Re: [linux-audio-user] so.... u wish to hear something completely horrible

From: tim hall <tech@email-addr-hidden>
Date: Sun Aug 27 2006 - 20:41:36 EEST

On Wednesday 23 August 2006 18:23, Chris Reisor was like:
> And these winey sensitive artist types need to realize that all art,
> form of expression, or even communication in general (hello! the
> freaking language that you speak, for that matter) is built on what
> has come before.

That's a truism. I expect you would also argue that there is no difference
between art and craft either. The effort involved in creating something new
out of raw materials and raw imagination is not the same as building
something out of pre-fabricated parts. Both are creatively worthy pursuits,
but the latter case usually involves some kind of transaction with the maker
of the pre-fabricated parts that you are using in addition to the transaction
that is necessary with the supplier of raw materials and the maker of tools.
Free licensing, of course replaces the need for these transactions.
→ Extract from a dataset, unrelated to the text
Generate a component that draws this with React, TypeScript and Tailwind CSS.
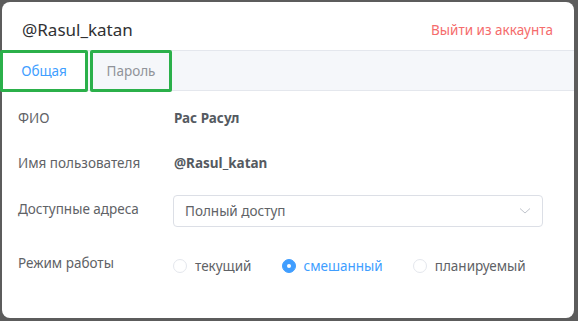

> If one doesn't think ones's work can stand on its own, in spite of
> constant reworkings, remixings, and reshapings, then one obviously
> doesn't have much confidence in one's ability to express oneself.

Most artists suffer from insecurity, as a result there is a high rate of
self-destructive behaviour amongst this group. Would you put this down to
self-indulgence or being whiny and sensitive? I'm not sure I care, this isn't
about artistic aesthetic sentiments it's about respect for the original
artists and the licenses they choose to put their work out under and
ultimately the fact that writing and recording music involves work and
dedication which is (hopefully) valued. It's a very materialistic legal
argument. If you choose to break these human conventions for a very strong
moral or artistic reason, then you may get away with it, but you had better
be sure that you really are a genius. Personally I find it easier to respect
people's licenses. I don't understand why this is such a problem, usually a
polite mail is enough to secure appropriate permissions.

tim hall
We are the people We've been waiting for.